In the dining car on our first night we sit opposite a genial young man from Perth, Australia, and a shy female student on her way back to Stanford University after the summer vacation. Because space is limited in the dining car, people are required to share their table with strangers; but rather than being an imposition, it adds to the enjoyment of the journey.
Our companions at dinner on the second night are a charming elderly couple, retired teachers from Wisconsin, who are on their way to visit relatives in Oakland, California. They have a sleeping compartment but complain that it’s claustrophobic – that once they’re in there with the door closed they feel shut in.

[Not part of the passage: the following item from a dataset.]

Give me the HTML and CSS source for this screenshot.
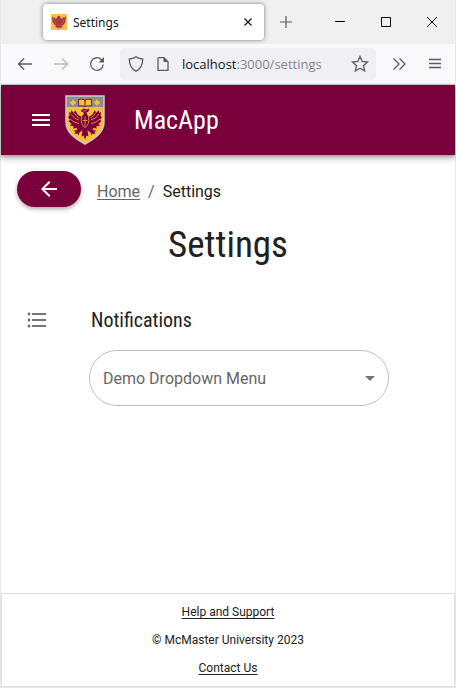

It’s a comment we hear from other passengers too, and we’re pleased that we’re travelling coach class. We even sleep reasonably well, since the train is barely half-full and each of us is able to stretch out over two seats. The only problem on the first night is that it’s cold – a malfunctioning thermostat, apparently.
The food in the dining car could be described only as basic – at best, on a par with airline meals. It’s not cheap, either, but you either eat it or starve, since there’s no opportunity to buy food along the way. But the dining car serves wine and beer, which makes the meals seem more palatable; and in any case, no one ever travelled on an Amtrak train for the innovative cuisine.
It’s the scenery that makes this journey unforgettable. The prairies, pretty as they are, are merely an appetiser; the main course, in visual terms, is served once the train starts climbing into the Rockies west of Denver.
Here the California Zephyr passes through terrain that makes the usual superlatives seem feeble: spectacular rocky bluffs, deep canyons, rushing mountain creeks and idyllic alpine meadows. Though it’s only early autumn, the forest foliage at this altitude (the railway climbs to nearly 3000 metres) seems to show off every colour in nature’s palette, from pale yellow to brilliant scarlet.
We’re soon following the upper reaches of the Colorado River, where we pass parties of white-water kayakers, the occasional fly fisherman and even a prospector panning for gold. Here the railway passes through Upper Gore Canyon, whose walls rise nearly 500 metres and seem to reach out menacingly over the train.
But wait: there’s more. After the Rockies come the vast deserts of Utah and Nevada – a lunar landscape where wind and rain have sculpted the rock into all manner of improbable shapes. In the distance I see massive buttes, similar to those of the famous Monument Valley, rising from the desert floor.
The train rolls through the desert all night, occasionally passing desolate little towns almost hidden in the sagebrush. At 3 am we stop briefly in a place called Elko, Nevada, where there’s not even a station – just a shelter with room for two or three people. Obviously someone got off, or on, the train at Elko and I can’t help thinking the latter would have been the better option.
We also pass the town of Winnemucca, where the conductor, a man with a voice that reminds me of Fozzie Bear in The Muppet Show, tells us Butch Cassidy robbed the bank in 1900.
But there are more mountains to come yet – namely, the majestic range known as the Sierra Nevada. Here we cross the Donner Pass, scene of one of the darkest episodes in the history of American settlement. Trapped by thick snow in the terrible winter of 1846-47, 39 members of a party of 87 settlers died of malnutrition and exposure. Some members of the party famously resorted to cannibalism.
It’s hard to reconcile this grim story with the scene presented by Donner Lake on a gloriously sunny day, shimmering under a powder-blue sky criss-crossed by vapour trails.
Once out of the mountains, the train makes a last dash across California’s broad Central Valley and skirts the shores of San Francisco Bay before reaching its ultimate destination. From Emeryville, we catch an Amtrak bus across the Bay Bridge to San Francisco, where we say our goodbyes.
We’ve spent 33 hours on the California Zephyr since Denver but it doesn’t feel like it. In fact we get off the train feeling infinitely fresher than at the end of a 12-hour flight cooped up like battery hens on a Boeing 747. Even as lowly coach-class passengers we have experienced travel as a pleasure in itself, rather than merely as a means of getting somewhere.
EXTRA STUFF YOU MIGHT WANT TO KNOW ...
State-owned Amtrak operates the California Zephyr service daily each way between Chicago and Emeryville, in the San Francisco Bay area of California – a distance of nearly 4000km. The train leaves Chicago at 2pm and arrives at 4.10pm two days later. In the reverse direction the train leaves Emeryville at 9.10am and arrives in Chicago two days later at 2.50pm. Cities it passes through include Burlington, Iowa; Omaha, Nebraska; Denver, Colorado; Salt Lake City, Utah; Reno, Nevada; and Sacramento, California. “Superliner” sleeping accommodation is available and the dining car provides a full meal service, including wine and beer. Smoking on the train is prohibited. Prices range from $US152 for a coach-class seat (not including meals) to $US1396 for a superliner bedroom for two (meals included). Superliner bedrooms are self-contained with their own hand basin, toilet and shower. Note: fares may vary depending on the time of year.